What if we started conversations from a place of responsibility? One of the qualities I have adopted from Americans is the ability to see a problem as an opportunity to change things.
When someone complains, someone else tells them: “what did you do about it”? I think this is the missing piece in many conversations in Cameroon nowadays. We delight ourselves in complaining about people, about politics, about others… and ignore the fact that we are also responsible for changing things at our own level.
Being a victim feeds our ego. We want to vent. We want to feel understood without being judged, and we want popular approval. Put simply, we like to complain because it takes little effort and makes us feel good. LOL
People who love to complain
I sometimes encounter people who love to complain from the time we say hello to each other, until we part. “Oh the government is not doing its job well”. “Oh my gosh look at the way she/he drives. It’s awful.” “You guys never do things ahead of time, why don’t you let me know before hand?”. The problem with being a person who loves to complain is, people will no longer know when you need help. If you are always complaining, you also come across as needy, and energy depleting instead of a constructive person people can talk with.
Most people will avoid you or judge you because you don’t seem to want solutions. Since complaining brings you that much gratification, you will not attract problem solvers, but people who also love whining and complaining.
Negativity = No progress
In an environment filled with negativity, you CANNOT build your dreams. Your mindset cannot expand beyond your current circumstances and you will always feel like you have to shrink so other people don’t feel bad about themselves.
what if we only allowed ourselves to complain about the things we are changing?
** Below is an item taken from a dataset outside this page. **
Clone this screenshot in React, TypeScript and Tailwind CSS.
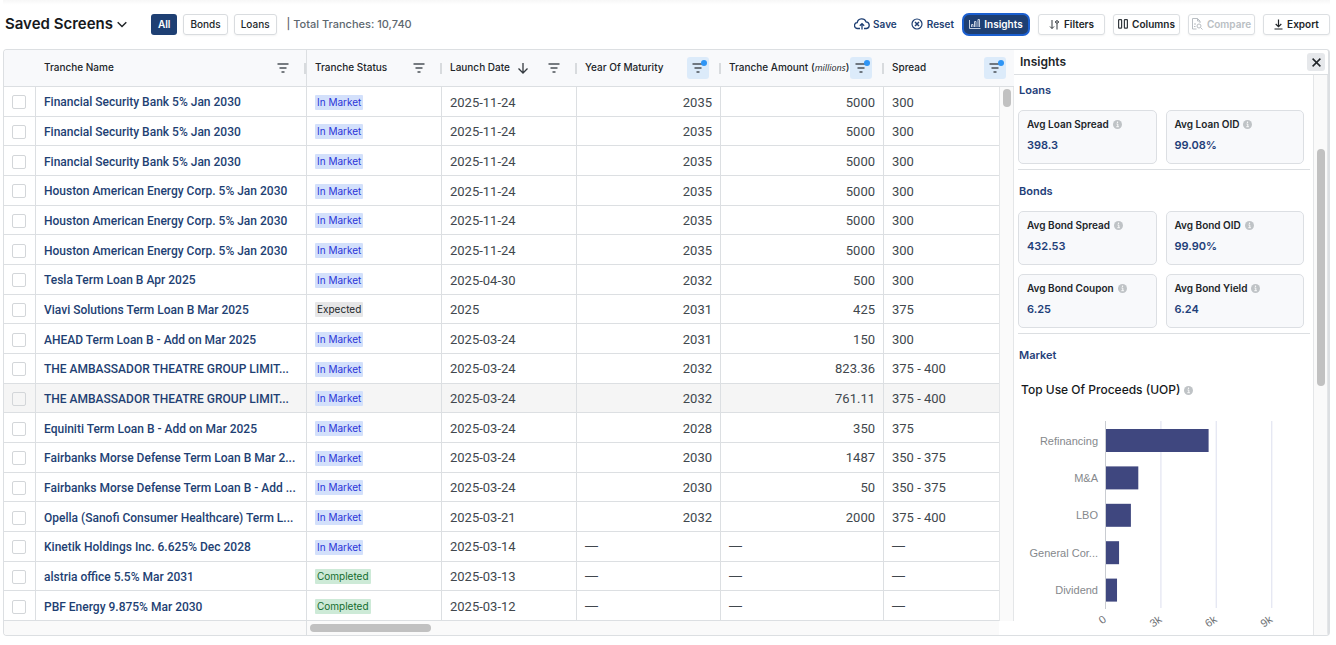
import { ReactNode } from "react";

type Status = "In Market" | "Expected" | "Completed";
type Tranche = { name: string; status: Status; launch: string; year: string; amount: string; spread: string };

const row = (name: string, status: Status, launch: string, year: string, amount: string, spread: string): Tranche => ({
  name,
  status,
  launch,
  year,
  amount,
  spread,
});

const tranches: Tranche[] = [
  row("Financial Security Bank 5% Jan 2030", "In Market", "2025-11-24", "2035", "5000", "300"),
  row("Financial Security Bank 5% Jan 2030", "In Market", "2025-11-24", "2035", "5000", "300"),
  row("Financial Security Bank 5% Jan 2030", "In Market", "2025-11-24", "2035", "5000", "300"),
  row("Houston American Energy Corp. 5% Jan 2030", "In Market", "2025-11-24", "2035", "5000", "300"),
  row("Houston American Energy Corp. 5% Jan 2030", "In Market", "2025-11-24", "2035", "5000", "300"),
  row("Houston American Energy Corp. 5% Jan 2030", "In Market", "2025-11-24", "2035", "5000", "300"),
  row("Tesla Term Loan B Apr 2025", "In Market", "2025-04-30", "2032", "500", "300"),
  row("Viavi Solutions Term Loan B Mar 2025", "Expected", "2025", "2031", "425", "375"),
  row("AHEAD Term Loan B - Add on Mar 2025", "In Market", "2025-03-24", "2031", "150", "300"),
  row("THE AMBASSADOR THEATRE GROUP LIMIT...", "In Market", "2025-03-24", "2032", "823.36", "375 - 400"),
  row("THE AMBASSADOR THEATRE GROUP LIMIT...", "In Market", "2025-03-24", "2032", "761.11", "375 - 400"),
  row("Equiniti Term Loan B - Add on Mar 2025", "In Market", "2025-03-24", "2028", "350", "375"),
  row("Fairbanks Morse Defense Term Loan B Mar 2...", "In Market", "2025-03-24", "2030", "1487", "350 - 375"),
  row("Fairbanks Morse Defense Term Loan B - Add ...", "In Market", "2025-03-24", "2030", "50", "350 - 375"),
  row("Opella (Sanofi Consumer Healthcare) Term L...", "In Market", "2025-03-21", "2032", "2000", "375 - 400"),
  row("Kinetik Holdings Inc. 6.625% Dec 2028", "In Market", "2025-03-14", "", "", ""),
  row("alstria office 5.5% Mar 2031", "Completed", "2025-03-13", "", "", ""),
  row("PBF Energy 9.875% Mar 2030", "Completed", "2025-03-12", "", "", ""),
];

const highlighted = 10;

const statusStyle: Record<Status, string> = {
  "In Market": "bg-[#d3e0fb] text-[#2b35d8]",
  Expected: "bg-[#e6e6e7] text-[#212529]",
  Completed: "bg-[#cdead7] text-[#146c2e]",
};

function FilterIcon() {
  return (
    <svg width="14" height="12" viewBox="0 0 14 12" stroke="#4b5258" strokeWidth="1.6" fill="none" aria-hidden="true">
      <path d="M1.500 2h11M3.500 6h7M5.500 10h3" />
    </svg>
  );
}

function FilterButton({ label, active = false }: { label: string; active?: boolean }) {
  return (
    <button
      type="button"
      aria-label={`Filter ${label}`}
      className={
        active
          ? "relative flex h-[22px] w-[22px] shrink-0 items-center justify-center rounded-[3px] bg-[#dcebfa]"
          : "flex h-[22px] w-[22px] shrink-0 items-center justify-center"
      }
    >
      <FilterIcon />
      {active && <span className="absolute top-[3px] right-[2px] h-[6px] w-[6px] rounded-full bg-[#2f95f5]" />}
    </button>
  );
}

function HeaderCell({
  label,
  note,
  active,
  sorted,
  divider = true,
  frame = "",
  span = 1,
}: {
  label: string;
  note?: string;
  active?: boolean;
  sorted?: boolean;
  divider?: boolean;
  frame?: string;
  span?: number;
}) {
  return (
    <th scope="col" colSpan={span} className={`h-[37px] border-b border-[#dcdfe2] bg-[#f8f9fb] p-0 font-medium ${frame}`}>
      <div className="flex items-center">
        <span className="flex-1 pb-px pl-2 text-left whitespace-nowrap">
          {label}
          {note && (
            <>
              {" "}(<em className="font-['Open_Sans',sans-serif] text-[9px] font-normal">{note}</em>)
            </>
          )}
        </span>
        {sorted && (
          <svg className="mr-3.5 shrink-0" width="12" height="12" viewBox="0 0 12 12" fill="none" stroke="#33393e" strokeWidth="1.3" aria-label="Sorted descending">
            <path d="M6 1v10M1.500 6.500L6 11l4.500-4.500" />
          </svg>
        )}
        <FilterButton label={label} active={active} />
        <span className={divider ? "ml-2.5 h-[11px] w-[2px] bg-[#d8dbde]" : "ml-2 h-[11px]"} />
      </div>
    </th>
  );
}

function InfoIcon() {
  return (
    <svg width="9" height="9" viewBox="0 0 9 9" aria-hidden="true">
      <circle cx="4.500" cy="4.500" r="4.500" fill="#bfc3c6" />
      <path d="M3.500 4h1.300v2.600M3.300 6.700h2.600" stroke="#fff" strokeWidth="0.900" fill="none" />
      <circle cx="4.500" cy="2.300" r="0.700" fill="#fff" />
    </svg>
  );
}

function Stat({ label, value }: { label: string; value: string }) {
  return (
    <div className="h-[54px] rounded-[5px] border border-[#dcdfe3] bg-[#f8f9fb] px-2 pt-[5px]">
      <div className="flex items-center gap-1 text-[10px] leading-4 font-semibold whitespace-nowrap text-[#212529]">
        {label} <InfoIcon />
      </div>
      <div className="mt-[3px] text-[11px] leading-5 font-semibold text-[#1f4079]">{value}</div>
    </div>
  );
}

function Section({ title, children }: { title: string; children: ReactNode }) {
  return (
    <section className="mb-[11px] border-b border-[#dcdfe2] pr-1.5 pb-[5px]">
      <h3 className="mb-2.5 pl-px text-[11px] leading-5 font-semibold text-[#1f4079]">{title}</h3>
      <div className="grid grid-cols-2 gap-[9px]">{children}</div>
    </section>
  );
}

const uses = [
  { label: "Refinancing", value: 5600 },
  { label: "M&A", value: 1800 },
  { label: "LBO", value: 1400 },
  { label: "General Cor...", value: 760 },
  { label: "Dividend", value: 650 },
];

function ProceedsChart() {
  const x0 = 87;
  const perK = 18.5;
  return (
    <svg className="mt-[20px] block" width="292" height="214" viewBox="0 0 292 214" role="img" aria-label="Top use of proceeds" fontFamily="'Liberation Sans', Arial, sans-serif">
      {[1, 2, 3].map((i) => (
        <line key={i} x1={x0 + 0.5 + i * 55.4} x2={x0 + 0.5 + i * 55.4} y1="1" y2="188" stroke="#e6e8f3" strokeWidth="1.400" />
      ))}
      {uses.map((u, i) => (
        <g key={u.label}>
          <rect x={x0} y={9 + i * 37.4} width={(u.value / 1000) * perK} height="23" fill="#3f477f" />
          <text x={x0 - 7} y={24.5 + i * 37.4} textAnchor="end" fontSize="11" fill="#85888c">
            {u.label}
          </text>
        </g>
      ))}
      <line x1={x0 + 0.5} x2={x0 + 0.5} y1="1" y2="189" stroke="#c9ccd1" />
      {["0", "3k", "6k", "9k"].map((t, i) => (
        <text key={t} transform={`translate(${x0 + 2 + i * 55.4} 201) rotate(-35)`} textAnchor="end" fontSize="11" fill="#6f7276">
          {t}
        </text>
      ))}
    </svg>
  );
}

const outlined =
  "flex h-[21px] w-[67px] items-center justify-center gap-1 rounded-[3px] border border-[#dcdfe2] bg-white text-[10px] font-semibold whitespace-nowrap text-[#212529] shadow-xs";
const chip = "h-[21px] rounded-[3px] border border-[#d9dcdf] px-1.5 text-[10px] font-medium text-[#212529] shadow-xs";

function Toolbar() {
  return (
    <header className="flex h-[49px] shrink-0 items-center bg-linear-to-b from-[#f7f7f7] from-0% to-white to-10% pb-px pl-0.5">
      <button type="button" className="flex items-center gap-1 text-[15px] font-semibold text-[#16191c]">
        Saved Screens
        <svg width="10" height="7" viewBox="0 0 10 7" fill="none" stroke="#212529" strokeWidth="1.500" aria-hidden="true">
          <path d="M0.700 1.200L5 5.500l4.300-4.300" />
        </svg>
      </button>
      <div className="ml-6 flex gap-1.5">
        <button type="button" className="h-[21px] rounded-[3px] bg-[#1e3f73] px-[7px] text-[10px] font-semibold text-white">
          All
        </button>
        <button type="button" className={chip}>Bonds</button>
        <button type="button" className={chip}>Loans</button>
      </div>
      <p className="ml-2.5 text-[11px] font-medium text-[#5d676f]">| Total Tranches: 10,740</p>
      <div className="ml-auto flex items-center gap-2">
        <button type="button" className="mr-1.5 flex items-center gap-[3px] text-[10px] font-semibold text-[#1e3f73]">
          <svg width="16" height="12" viewBox="0 0 16 12" fill="none" stroke="currentColor" strokeWidth="1.300" aria-hidden="true">
            <path d="M6 10.500H3.600A2.900 2.900 0 0 1 3.200 4.700 4.600 4.600 0 0 1 12 3.800a3.400 3.400 0 0 1 .6 6.700H10M8 11.500V5.800M5.800 7.800L8 5.600l2.200 2.200" />
          </svg>
          Save
        </button>
        <button type="button" className="flex items-center gap-1 text-[10px] font-semibold text-[#1e3f73]">
          <svg width="12" height="12" viewBox="0 0 12 12" fill="none" stroke="currentColor" strokeWidth="1.200" aria-hidden="true">
            <circle cx="6" cy="6" r="5" />
            <path d="M4 4l4 4M8 4L4 8" strokeWidth="1.500" />
          </svg>
          Reset
        </button>
        <button type="button" className="flex h-[23px] w-[68px] items-center justify-center gap-[3px] rounded-[7px] border-2 border-[#1b5fd0] bg-[#1e3f73] text-[10px] font-semibold text-white">
          <svg width="12" height="10" viewBox="0 0 12 10" fill="none" stroke="#c5cfde" aria-hidden="true">
            <path d="M.5 1v8.500h11M2.500 8V5.500h1.500V8M5.500 8V2.500H7V8M9 8V.5h1.500V8" />
          </svg>
          Insights
        </button>
        <button type="button" className={outlined}>
          <svg width="11" height="11" viewBox="0 0 11 11" fill="none" stroke="#33393e" aria-hidden="true">
            <path d="M3 1v8.500M1 7.500l2 2 2-2M8 10.500V4.500M6 3h4" />
            <circle cx="8" cy="3" r="1.300" fill="#fff" />
          </svg>
          Filters
        </button>
        <button type="button" className={outlined}>
          <svg width="10" height="10" viewBox="0 0 10 10" fill="none" stroke="#33393e" strokeWidth="1.200" aria-hidden="true">
            <rect x=".6" y=".6" width="3" height="8.600" rx=".6" />
            <rect x="6.400" y=".6" width="3" height="8.600" rx=".6" />
          </svg>
          Columns
        </button>
        <button type="button" disabled className={`${outlined} text-[#b9bec3]!`}>
          <svg width="11" height="12" viewBox="0 0 11 12" fill="none" stroke="#b9bec3" aria-hidden="true">
            <path d="M4.500 11H.5V.5h5l2.500 2.500v2M5.500.5V3H8M2 6h2M2 8.500h1.500" />
            <circle cx="7" cy="8" r="2" />
            <path d="M8.500 9.500l2 2" />
          </svg>
          Compare
        </button>
        <button type="button" className={outlined}>
          <svg width="9" height="11" viewBox="0 0 9 11" fill="none" stroke="#212529" strokeWidth="1.200" aria-hidden="true">
            <path d="M4.500.5v7M1.700 5l2.800 2.700L7.300 5M.5 10h8" />
          </svg>
          Export
        </button>
      </div>
    </header>
  );
}

function Dash() {
  return <span className="font-[Inter,sans-serif]">—</span>;
}

function TrancheTable() {
  const cell = "border-r border-b border-[#dcdfe2] px-2 pt-0.5 pb-0";
  return (
    <table className="w-full flex-1 table-fixed border-separate border-spacing-0 text-[10px] text-[#212529]">
      <colgroup>
        <col className="w-[32px]" />
        <col className="w-[271px]" />
        <col className="w-[135px]" />
        <col className="w-[135px]" />
        <col className="w-[144px]" />
        <col className="w-[163px]" />
        <col />
        <col className="w-[15px]" />
      </colgroup>
      <thead>
        <tr>
          <td className="h-[37px] border-b border-[#dcdfe2] bg-[#f8f9fb] p-0" />
          <HeaderCell label="Tranche Name" frame="border-r" />
          <HeaderCell label="Tranche Status" />
          <HeaderCell label="Launch Date" sorted />
          <HeaderCell label="Year Of Maturity" active />
          <HeaderCell label="Tranche Amount" note="millions" active />
          <HeaderCell label="Spread" active divider={false} span={2} />
        </tr>
      </thead>
      <tbody className="font-[Roboto,sans-serif] text-[13px] text-[#41474d]">
        {tranches.map((t, i) => (
          <tr key={i} className={i === highlighted ? "bg-[#f5f5f5]" : "bg-white"}>
            <td className="border-r border-b border-[#dcdfe2] p-0 pt-0.5">
              <input
                type="checkbox"
                aria-label={`Select ${t.name}`}
                className="ml-2 block h-[14px] w-[14px] appearance-none rounded-[2px] border border-[#d3d6d9]"
              />
            </td>
            <td className={`${cell} text-[12px] font-medium whitespace-nowrap text-[#1e3f73]`}>{t.name}</td>
            <td className={cell}>
              <span className={`block w-fit rounded-[1px] px-0.5 font-[Inter,sans-serif] text-[10px] leading-[15px] ${statusStyle[t.status]}`}>
                {t.status}
              </span>
            </td>
            <td className={cell}>{t.launch}</td>
            <td className={`${cell} ${t.year ? "text-right" : ""}`}>{t.year || <Dash />}</td>
            <td className={`${cell} ${t.amount ? "text-right" : ""}`}>{t.amount || <Dash />}</td>
            <td className="border-b border-[#dcdfe2] px-2 pt-0.5 pb-0">{t.spread || <Dash />}</td>
            {i === 0 && (
              <td rowSpan={tranches.length} className="border-x border-[#e4e6e8] bg-[#fafafa] p-0 pt-0.5 align-top" aria-hidden="true">
                <div className="mx-auto h-[18px] w-[8px] rounded-full bg-[#c1c1c1]" />
              </td>
            )}
          </tr>
        ))}
      </tbody>
    </table>
  );
}

function InsightsPanel() {
  return (
    <aside className="flex w-[314px] shrink-0 flex-col overflow-hidden bg-white">
      <div className="flex h-[25px] shrink-0 items-center justify-between border-b border-[#dcdfe2] pr-[3px] pl-1.5">
        <h2 className="text-[12px] font-semibold text-[#212529]">Insights</h2>
        <button type="button" aria-label="Close insights" className="flex h-[18px] w-[18px] items-center justify-center rounded-[3px] bg-[#e6e8eb]">
          <svg width="9" height="9" viewBox="0 0 9 9" stroke="#212529" strokeWidth="1.500" aria-hidden="true">
            <path d="M.6.6l7.800 7.800M8.400.6L.6 8.400" />
          </svg>
        </button>
      </div>
      <div className="flex min-h-0 flex-1">
        <div className="min-w-0 flex-1 overflow-hidden pt-[5px] pr-[3px] pl-1">
          <Section title="Loans">
            <Stat label="Avg Loan Spread" value="398.3" />
            <Stat label="Avg Loan OID" value="99.08%" />
          </Section>
          <Section title="Bonds">
            <Stat label="Avg Bond Spread" value="432.53" />
            <Stat label="Avg Bond OID" value="99.90%" />
            <Stat label="Avg Bond Coupon" value="6.25" />
            <Stat label="Avg Bond Yield" value="6.24" />
          </Section>
          <section>
            <h3 className="pl-px text-[11px] leading-5 font-semibold text-[#1f4079]">Market</h3>
            <h4 className="mt-[15px] flex items-center gap-1 pl-[3px] text-[12px] leading-5 font-medium text-[#16191c]">
              Top Use Of Proceeds (UOP) <InfoIcon />
            </h4>
            <ProceedsChart />
          </section>
        </div>
        <div className="w-[15px] border-x border-[#e4e6e8] bg-[#fafafa] pt-[74px]" aria-hidden="true">
          <div className="mx-auto h-[237px] w-[8px] rounded-full bg-[#c1c1c1]" />
        </div>
      </div>
    </aside>
  );
}

export default function App() {
  return (
    <div className="flex h-screen flex-col bg-white pr-1.5 pb-[9px] pl-[3px] font-[Inter,sans-serif]">
      <Toolbar />
      <main className="flex min-h-0 flex-1 overflow-hidden rounded-[4px] border border-r-2 border-[#dcdfe2]">
        <div className="flex min-w-0 flex-1 flex-col">
          <div className="grid min-h-0 flex-1">
            <TrancheTable />
          </div>
          <div className="mr-[15px] flex h-[14px] shrink-0 bg-[#fafafa]" aria-hidden="true">
            <div className="w-[303px] border-r border-[#dcdfe2]" />
            <div className="mt-[3px] ml-[3px] h-[8px] w-[121px] rounded-full bg-[#c1c1c1]" />
          </div>
        </div>
        <InsightsPanel />
      </main>
    </div>
  );
}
I only criticize the mindset of Cameroonians when I know I am responsible to change it at my own level. That’s partially why I coach. If I find a problem, I must solve it. The more we focus on a problem, the more it grows. The more we focus on solutions, the more solutions are available to us. When we develop a “no excuse” mentality, we become leaders and stand out from the crowd.
A positive mind attracts more positivity
I was telling my uncle about my day at work and how it went. I was smiling and laughing so much that he thought I had signed a big contract with a new client. That was actually not the case. I still was struggling with my normal day to day challenges. The one thing I changed was my mindset. Instead of focusing on the things I couldn’t control, on the things I didn’t like, and the things that went wrong, I chose to be happy for the things I did do well.
We then started talking about ways to improve the way business is done in Cameroon and all that great stuff. LOL
Next time you want to complain about something, ask yourself what you’re doing about it. You will become “solution focused” instead of “problem focused”. You will face greater challenges in the short run, but you will become a much grateful and happier person.